My take on Borders & Southern shares after the 2025 annual results

This RNS is strategically better than it is financially. The accounts themselves are not exciting – they show a small explorer doing exactly what small explorers do: raising cash, reporting losses and preserving optionality. The real lift comes from Sea Lion moving ahead and making the broader Falklands story easier to sell.

That said, this is still a high-risk situation. Borders & Southern has improved narrative momentum, but narrative does not pay drilling bills. Until a farm-out, funding package or licence extension is actually secured, investors are being asked to back management’s confidence rather than hard commercial proof.

If you are bullish, the argument is straightforward: a basin-opening event has arrived, Darwin is back in the shop window, and the company only needs one credible partner to change the game. If you are cautious, the counterpoint is just as clear: the going concern warning tells you the clock is ticking.
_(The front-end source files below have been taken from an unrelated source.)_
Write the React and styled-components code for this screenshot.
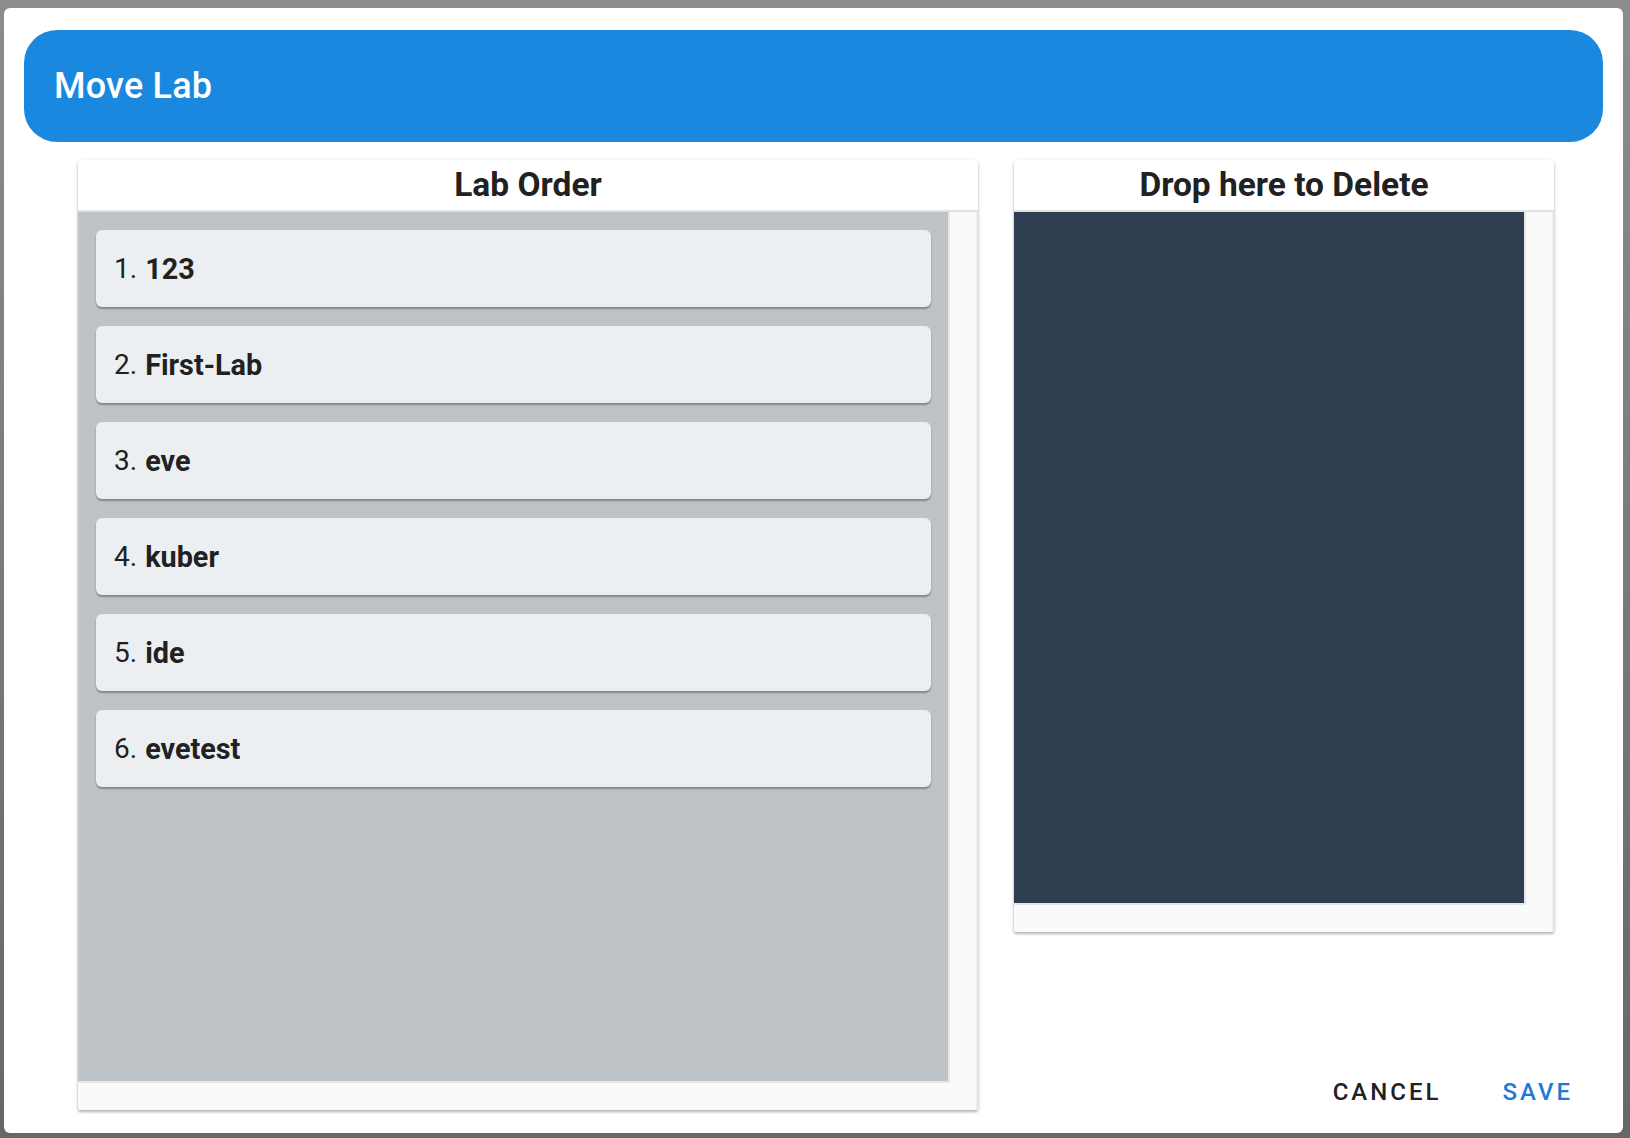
import React from 'react';
import styled, { createGlobalStyle } from 'styled-components';

const GlobalStyle = createGlobalStyle`
  html, body {
    margin: 0;
    padding: 0;
    height: 100%;
  }
  body {
    font-family: Roboto, "Noto Sans", "Liberation Sans", sans-serif;
    color: #212121;
  }
`;

const Backdrop = styled.div`
  width: 1630px;
  height: 1138px;
  box-sizing: border-box;
  padding: 8px 7px 5px 4px;
  background: linear-gradient(180deg, #8c8c8c 0%, #7a7a7a 50%, #676767 100%);
`;

const Dialog = styled.div`
  height: 100%;
  box-sizing: border-box;
  background: #ffffff;
  border-radius: 6px;
  padding: 22px 20px 23px;
  display: flex;
  flex-direction: column;
  gap: 18px;
`;

const TitleBar = styled.div`
  height: 112px;
  flex-shrink: 0;
  box-sizing: border-box;
  background: #1b88e0;
  border-radius: 33px;
  display: flex;
  align-items: center;
  padding-left: 30px;
  color: #ffffff;
  font-size: 36px;
  font-weight: 500;
  letter-spacing: 0.2px;
`;

const Body = styled.div`
  flex: 1;
  display: flex;
  gap: 36px;
  padding-left: 54px;
  min-height: 0;
`;

const Card = styled.div`
  width: ${(p) => p.width}px;
  ${(p) => p.height && `height: ${p.height}px;`}
  flex-shrink: 0;
  display: flex;
  flex-direction: column;
  background: #fafafa;
  border-radius: 5px 5px 2px 2px;
  box-shadow: 0 2px 3px rgba(0, 0, 0, 0.28), 0 0 4px rgba(0, 0, 0, 0.08);
  overflow: hidden;
`;

const CardHeader = styled.div`
  height: 48px;
  flex-shrink: 0;
  padding-bottom: 2px;
  background: #ffffff;
  border-bottom: 2px solid #e2e2e2;
  display: flex;
  align-items: center;
  justify-content: center;
  font-size: 33.5px;
  font-weight: 700;
  color: #212121;
`;

const Scroller = styled.div`
  flex: 1;
  display: flex;
  padding: 0 26px 27px 0;
  border-right: 2px solid #ececec;
  min-height: 0;
`;

const Pane = styled.div`
  flex: 1;
  background: ${(p) => p.bg};
  border-right: 2px solid #e6e6e6;
  border-bottom: 2px solid #e6e6e6;
  display: flex;
  flex-direction: column;
  gap: 19px;
  padding: 18px 17px 18px 18px;
`;

const Item = styled.div`
  height: 77px;
  flex-shrink: 0;
  box-sizing: border-box;
  background: #eceff1;
  border-radius: 6px;
  box-shadow: 0 2px 2px rgba(0, 0, 0, 0.32);
  display: flex;
  align-items: center;
  padding-left: 18px;
  font-size: 28px;
  color: #212121;

  b {
    font-weight: 700;
    font-size: 28.8px;
    margin-left: 8px;
  }
`;

const SideColumn = styled.div`
  flex: 1;
  display: flex;
  flex-direction: column;
  justify-content: space-between;
`;

const Actions = styled.div`
  display: flex;
  justify-content: flex-end;
  align-items: center;
  gap: 29px;
  padding: 0 14px 0 0;
  margin-bottom: -2px;
`;

const ActionButton = styled.button`
  border: none;
  background: transparent;
  padding: 6px 16px;
  font-family: Roboto, "Noto Sans", "Liberation Sans", sans-serif;
  font-size: 24px;
  font-weight: 500;
  letter-spacing: 3px;
  text-transform: uppercase;
  color: ${(p) => (p.primary ? '#1e79d6' : '#212121')};
  cursor: pointer;
`;

const labs = ['123', 'First-Lab', 'eve', 'kuber', 'ide', 'evetest'];

export default function App() {
  return (
    <>
      <GlobalStyle />
      <Backdrop>
        <Dialog>
          <TitleBar>Move Lab</TitleBar>
          <Body>
            <Card width={900}>
              <CardHeader>Lab Order</CardHeader>
              <Scroller>
                <Pane bg="#bec3c7">
                  {labs.map((name, i) => (
                    <Item key={name}>
                      {i + 1}.<b>{name}</b>
                    </Item>
                  ))}
                </Pane>
              </Scroller>
            </Card>
            <SideColumn>
              <Card width={540} height={772}>
                <CardHeader>Drop here to Delete</CardHeader>
                <Scroller>
                  <Pane bg="#2e3e50" />
                </Scroller>
              </Card>
              <Actions>
                <ActionButton>Cancel</ActionButton>
                <ActionButton primary>Save</ActionButton>
              </Actions>
            </SideColumn>
          </Body>
        </Dialog>
      </Backdrop>
    </>
  );
}
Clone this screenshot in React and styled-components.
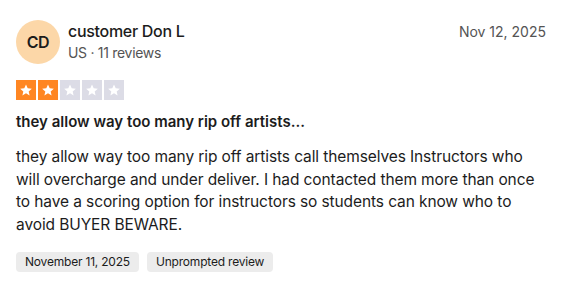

For me, this announcement matters because it shifts the Falklands from “interesting but dormant” to “active and investable again”. But Borders & Southern still needs to convert that improved backdrop into an actual deal. Until then, the upside is obvious, but so is the financing risk.

Disclaimer: This Blog is provided for general information about investments. It does not constitute investment advice. Information is taken from publicly available sources and any comment is that of the author who does not take any third party comment in the publication.